Wallenius Wilhelmsen receives a trend score of =. If the company were reassessed in the near future, its score would likely remain the same. The company has succeeded in reducing its emission intensity over the last five years though not at a rate fast enough to align with its 1.5°C pathway and it is currently not on track to achieve its target. The company is projected to greatly exceed its carbon budget for the period 2022-2036. The company has integrated climate change into its management structure and executive incentives and has established a sustainability-linked finance framework.
Wallenius Wilhelmsen has set a target to reduce its emissions intensity by 27.5% by 2030 compared to 2019. The company does not have any long-term decarbonisation targets but has stated that it will set a science-based target in the future.
The company plans to achieve the majority of its emissions reductions by improving energy efficiency through technical upgrades and operational improvements. It has longer-term plans to replace current assets with lower-carbon alternatives such as partially wind-powered ships. It plans to have four of these in operation by 2030.
Wallenius Wilhelmsen is using digital solutions to gather data to improve the efficiency of ship operation and is improving voyage planning with weather routing systems. The company is currently collaborating with partners on the development of its flagship partially wind-powered vessel, “Orcelle Wind”.
The company has successfully decreased its emissions intensity by 4% since 2008. However, the rate of reduction over the last five years did not align with its 1.5°C pathway and the company greatly exceeded its carbon budget over the period 2016-2021.
Wallenius Wilhelmsen is making efforts toward achieving its medium-term target through efficiency improvements and has made some commitments to replacing its fleet. However, the company has no long-term targets and its planning lacks financial commitments.
No evidence was found of the company’s commitment to social dialogue or of the categories of stakeholders the company engages with on a just transition. Furthermore, no evidence was found to demonstrate the company’s ongoing social dialogue and meaningful engagement with affected stakeholders.
No evidence was found of the company undertaking low-carbon transition planning to mitigate the social impacts of the transition on workers, affected stakeholders and its business relationships. Additionally, no evidence was found to demonstrate the company’s engagement in social dialogue and with stakeholders in its just transition planning.
No public commitment by the company was found stating its intention to create and support access to green and decent jobs as part of the low-carbon transition. Moreover, no evidence was found of the company’s action to promote these jobs in a way that ensures gender balance and inclusion of vulnerable groups. Additionally, no relevant disclosure was found of the company’s assessment of employment dislocation risks.

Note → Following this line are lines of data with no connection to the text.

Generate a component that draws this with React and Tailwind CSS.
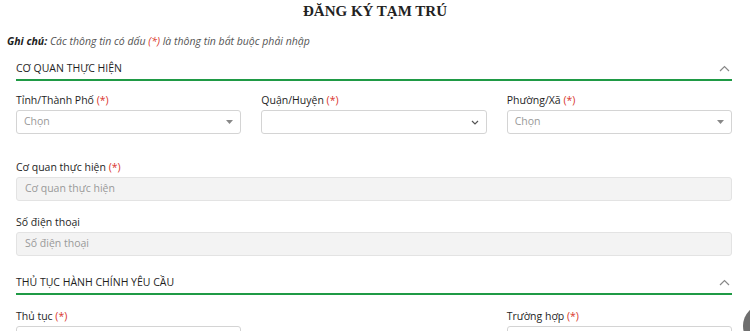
import React from "react";

const Req = () => <span className="text-[#d9342b]">(*)</span>;

function Caret() {
  return (
    <svg width="7" height="4" viewBox="0 0 7 4" className="shrink-0">
      <path d="M0 0 L7 0 L3.5 4 Z" fill="#888" />
    </svg>
  );
}

function ChevronDown() {
  return (
    <svg width="8" height="5" viewBox="0 0 8 5" className="shrink-0">
      <path d="M1 1 L4 4 L7 1" fill="none" stroke="#555" strokeWidth="1.2" />
    </svg>
  );
}

function ChevronUp() {
  return (
    <svg width="11" height="7" viewBox="0 0 11 7" className="shrink-0">
      <path d="M1 6 L5.5 1.5 L10 6" fill="none" stroke="#888" strokeWidth="1.2" />
    </svg>
  );
}

function Select({ placeholder, chevron }) {
  return (
    <div className="flex h-[24px] items-center justify-between rounded-[3px] border border-[#d4d4d4] bg-white pl-[7px] pr-[7px]">
      <span className="text-[10.5px] text-[#999]">{placeholder}</span>
      {chevron ? <ChevronDown /> : <Caret />}
    </div>
  );
}

function Field({ label, children }) {
  return (
    <div className="flex flex-col">
      <div className="mb-[3px] h-[14px] text-[10.5px] font-medium leading-[14px] text-[#1e1e1e]">{label}</div>
      {children}
    </div>
  );
}

function TextInput({ placeholder }) {
  return (
    <div className="flex h-[24px] items-center rounded-[3px] border border-[#e3e3e3] bg-[#f3f3f3] px-[8px]">
      <span className="text-[10.5px] text-[#999]">{placeholder}</span>
    </div>
  );
}

function SectionHeader({ title }) {
  return (
    <div className="flex items-center justify-between border-b-[2px] border-[#1f9a45] pb-[3px] pr-[2px]">
      <span className="text-[10.5px] font-medium leading-[15px] text-[#1e1e1e]">{title}</span>
      <ChevronUp />
    </div>
  );
}

export default function App() {
  return (
    <div
      className="relative h-[331px] w-[750px] overflow-hidden bg-white"
      style={{ fontFamily: '"Open Sans", "Noto Sans", sans-serif' }}
    >
      <h1
        className="pt-[1px] text-center text-[15px] font-bold leading-[20px] text-[#222]"
        style={{ fontFamily: '"Liberation Serif", "DejaVu Serif", serif' }}
      >
        ĐĂNG KÝ TẠM TRÚ
      </h1>
      <div className="mt-[13px] pl-[7px] text-[10.5px] italic leading-[15px] text-[#555]">
        <span className="font-bold text-[#222]">Ghi chú:</span> Các thông tin có dấu{" "}
        <span className="text-[#d9342b]">(*)</span> là thông tin bắt buộc phải nhập
      </div>

      <div className="ml-[16px] mr-[18px] mt-[12px]">
        <SectionHeader title="CƠ QUAN THỰC HIỆN" />

        <div className="mt-[12px] grid grid-cols-3 gap-x-[20px]">
          <Field label={<>Tỉnh/Thành Phố <Req /></>}>
            <Select placeholder="Chọn" />
          </Field>
          <Field label={<>Quận/Huyện <Req /></>}>
            <Select placeholder="" chevron />
          </Field>
          <Field label={<>Phường/Xã <Req /></>}>
            <Select placeholder="Chọn" />
          </Field>
        </div>

        <div className="mt-[26px]">
          <Field label={<>Cơ quan thực hiện <Req /></>}>
            <TextInput placeholder="Cơ quan thực hiện" />
          </Field>
        </div>

        <div className="mt-[14px]">
          <Field label="Số điện thoại">
            <TextInput placeholder="Số điện thoại" />
          </Field>
        </div>

        <div className="mt-[19px]">
          <SectionHeader title="THỦ TỤC HÀNH CHÍNH YÊU CẦU" />
        </div>

        <div className="mt-[14px] grid grid-cols-3 gap-x-[20px]">
          <Field label={<>Thủ tục <Req /></>}>
            <Select placeholder="" />
          </Field>
          <div />
          <Field label={<>Trường hợp <Req /></>}>
            <Select placeholder="" />
          </Field>
        </div>
      </div>

      <div className="absolute left-[743px] top-[304px] h-[44px] w-[44px] rounded-full bg-[#6f6f6f]" />
    </div>
  );
}
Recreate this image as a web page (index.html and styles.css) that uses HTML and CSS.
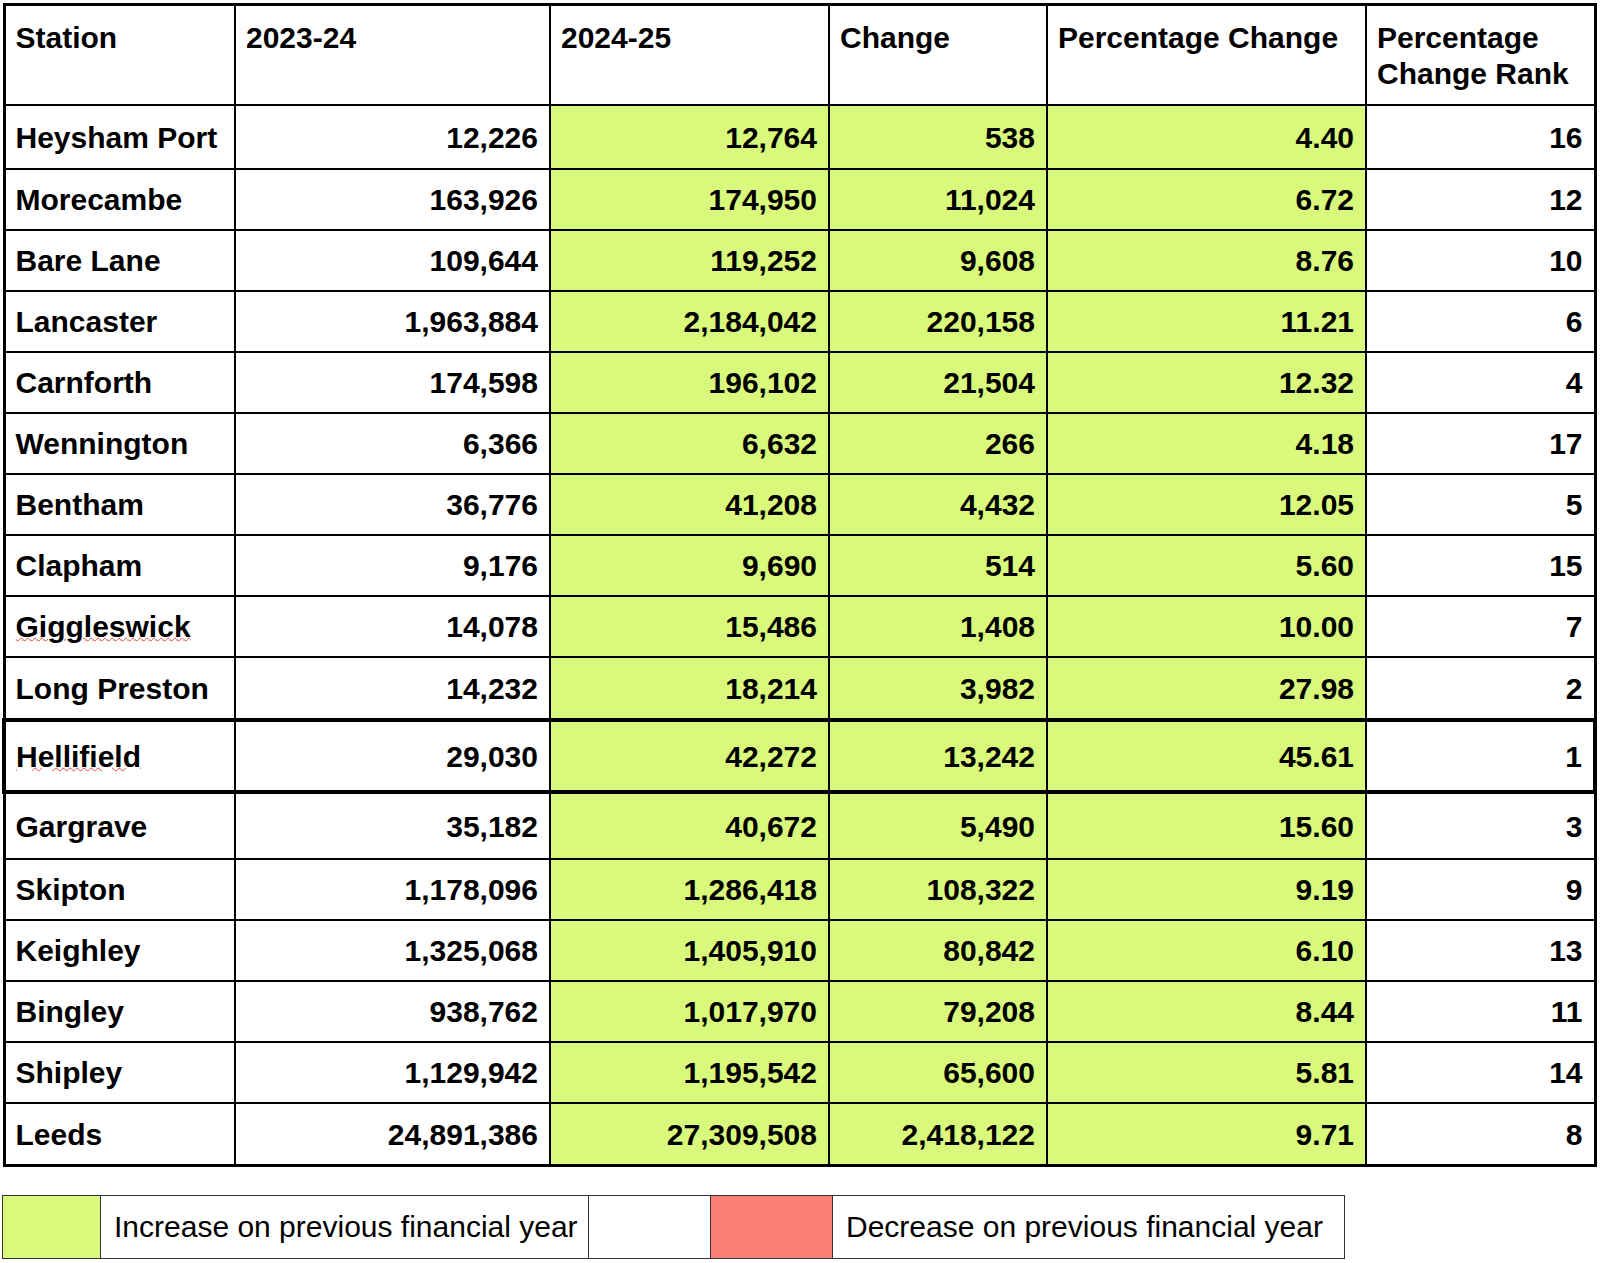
FILE: index.html
```html
<!DOCTYPE html>
<html lang="en">
<head>
<meta charset="utf-8">
<title>Station usage</title>
<link rel="stylesheet" href="styles.css">
</head>
<body>
<table class="data">
  <colgroup>
    <col class="c-station">
    <col class="c-prev">
    <col class="c-curr">
    <col class="c-change">
    <col class="c-pct">
    <col class="c-rank">
  </colgroup>
  <thead>
    <tr class="head">
      <th>Station</th>
      <th>2023-24</th>
      <th>2024-25</th>
      <th>Change</th>
      <th>Percentage Change</th>
      <th>Percentage Change Rank</th>
    </tr>
  </thead>
  <tbody>
    <tr class="r-first"><td>Heysham Port</td><td class="num">12,226</td><td class="num up">12,764</td><td class="num up">538</td><td class="num up">4.40</td><td class="num">16</td></tr>
    <tr><td>Morecambe</td><td class="num">163,926</td><td class="num up">174,950</td><td class="num up">11,024</td><td class="num up">6.72</td><td class="num">12</td></tr>
    <tr><td>Bare Lane</td><td class="num">109,644</td><td class="num up">119,252</td><td class="num up">9,608</td><td class="num up">8.76</td><td class="num">10</td></tr>
    <tr><td>Lancaster</td><td class="num">1,963,884</td><td class="num up">2,184,042</td><td class="num up">220,158</td><td class="num up">11.21</td><td class="num">6</td></tr>
    <tr><td>Carnforth</td><td class="num">174,598</td><td class="num up">196,102</td><td class="num up">21,504</td><td class="num up">12.32</td><td class="num">4</td></tr>
    <tr><td>Wennington</td><td class="num">6,366</td><td class="num up">6,632</td><td class="num up">266</td><td class="num up">4.18</td><td class="num">17</td></tr>
    <tr><td>Bentham</td><td class="num">36,776</td><td class="num up">41,208</td><td class="num up">4,432</td><td class="num up">12.05</td><td class="num">5</td></tr>
    <tr><td>Clapham</td><td class="num">9,176</td><td class="num up">9,690</td><td class="num up">514</td><td class="num up">5.60</td><td class="num">15</td></tr>
    <tr><td><span class="spell">Giggleswick</span></td><td class="num">14,078</td><td class="num up">15,486</td><td class="num up">1,408</td><td class="num up">10.00</td><td class="num">7</td></tr>
    <tr class="r-before"><td>Long Preston</td><td class="num">14,232</td><td class="num up">18,214</td><td class="num up">3,982</td><td class="num up">27.98</td><td class="num">2</td></tr>
    <tr class="r-top"><td><span class="spell">Hellifield</span></td><td class="num">29,030</td><td class="num up">42,272</td><td class="num up">13,242</td><td class="num up">45.61</td><td class="num">1</td></tr>
    <tr class="r-after"><td>Gargrave</td><td class="num">35,182</td><td class="num up">40,672</td><td class="num up">5,490</td><td class="num up">15.60</td><td class="num">3</td></tr>
    <tr><td>Skipton</td><td class="num">1,178,096</td><td class="num up">1,286,418</td><td class="num up">108,322</td><td class="num up">9.19</td><td class="num">9</td></tr>
    <tr><td>Keighley</td><td class="num">1,325,068</td><td class="num up">1,405,910</td><td class="num up">80,842</td><td class="num up">6.10</td><td class="num">13</td></tr>
    <tr><td>Bingley</td><td class="num">938,762</td><td class="num up">1,017,970</td><td class="num up">79,208</td><td class="num up">8.44</td><td class="num">11</td></tr>
    <tr><td>Shipley</td><td class="num">1,129,942</td><td class="num up">1,195,542</td><td class="num up">65,600</td><td class="num up">5.81</td><td class="num">14</td></tr>
    <tr class="r-last"><td>Leeds</td><td class="num">24,891,386</td><td class="num up">27,309,508</td><td class="num up">2,418,122</td><td class="num up">9.71</td><td class="num">8</td></tr>
  </tbody>
</table>

<table class="legend">
  <colgroup>
    <col class="l-swatch">
    <col class="l-text1">
    <col class="l-gap">
    <col class="l-swatch2">
    <col class="l-text2">
  </colgroup>
  <tr>
    <td class="sw-up"></td>
    <td class="l-label">Increase on previous financial year</td>
    <td></td>
    <td class="sw-down"></td>
    <td class="l-label">Decrease on previous financial year</td>
  </tr>
</table>
</body>
</html>
```

FILE: styles.css
```css
html, body {
  margin: 0;
  padding: 0;
  background: #ffffff;
}

body {
  font-family: "Liberation Sans", Arial, Helvetica, sans-serif;
  color: #000;
  padding: 3px 0 0 2px;
}

.data {
  border-collapse: collapse;
  table-layout: fixed;
  width: 1591px;
  border: 3px solid #000;
  font-size: 30px;
  font-weight: bold;
}

.c-station { width: 231px; }
.c-prev { width: 315px; }
.c-curr { width: 279px; }
.c-change { width: 218px; }
.c-pct { width: 319px; }
.c-rank { width: 229px; }

.data th,
.data td {
  border: 2px solid #000;
  padding: 0 11px 0 10px;
  line-height: 36px;
  white-space: nowrap;
}

.data th {
  text-align: left;
  vertical-align: top;
  padding-top: 14px;
  white-space: normal;
  font-weight: bold;
}

.head { height: 100px; }

.data td {
  height: 57px;
  vertical-align: middle;
  padding-top: 2px;
}

.data tr.r-first td { height: 60px; }
.data tr.r-before td { height: 58px; }
.data tr.r-last td { height: 58px; }

.data td.num { text-align: right; }

.data td.up { background: #d8f97b; }

.data tr.r-top td {
  height: 66px;
  border-top: 4px solid #000;
  border-bottom: 4px solid #000;
}

.data tr.r-top td:first-child { border-left: 4px solid #000; }
.data tr.r-top td:last-child { border-right: 4px solid #000; }

.data tr.r-after td { height: 62px; }

.spell {
  text-decoration: underline wavy #e0453a;
  text-decoration-thickness: 1px;
  text-underline-offset: 0;
}

.legend {
  border-collapse: collapse;
  table-layout: fixed;
  width: 1342px;
  margin: 28px 0 0 0;
  font-size: 30px;
}

.l-swatch { width: 98px; }
.l-text1 { width: 488px; }
.l-gap { width: 122px; }
.l-swatch2 { width: 122px; }
.l-text2 { width: 512px; }

.legend td {
  border: 1px solid #333;
  height: 62px;
  padding: 0 0 0 13px;
  vertical-align: middle;
  white-space: nowrap;
}

.legend .sw-up { background: #d8f97b; }
.legend .sw-down { background: #fe7f78; }
```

No public commitment by the company was found stating its intention to re- and up-skill workers displaced by the transition to a low-carbon economy. Additionally, no evidence was found that the company re- and up-skills workers in a way that ensures gender balance and inclusion of vulnerable groups.
No relevant disclosure was found to show if the company identifies impacts of the low-carbon transition on social protection for workers and affected stakeholders, nor how it contributes to social protection. Additionally, no evidence was found that the company expects its business relationships to contribute to the social protection of their workers and affected stakeholders.
No relevant disclosure was found to show how the company identifies any misalignment of its lobbying activities with policies and regulations that support the just transition, nor of the measures it takes to address misalignment. Furthermore, no evidence was found that the company lobbies for policies and regulations for green and decent job creation; retention, education and reskilling; and social protection for workers.
The company commits to respecting human rights and the ILO fundamental rights at work, and it expects its business relationships to respect the ILO fundamental rights at work.
While the company has a process to identify human rights risks in its own operations and supply chain, no evidence was found of the company’s process to assess and mitigate salient human rights risks in its own operations and supply chain. Moreover, no evidence was found of the company disclosing the stakeholders whose human rights have been affected by its activities. The company does however have a grievance mechanism available to workers.
The company expects its suppliers to commit to respect the health and safety of their workers, and it discloses some workforce diversity information, namely the gender of its workforce by employee category. However, the company can strengthen its disclosure on these topics and other decent work issues. This includes the provision of secure, safe and healthy workplaces, where workers are fairly remunerated and have a meaningful say in decision-making.
The company has a policy prohibiting bribery and corruption and it specifies that it does not make political contributions. However, the company can strengthen its disclosure on these subjects and other key ethical business topics including personal data protection, tax, bribery and corruption, and lobbying and political engagement.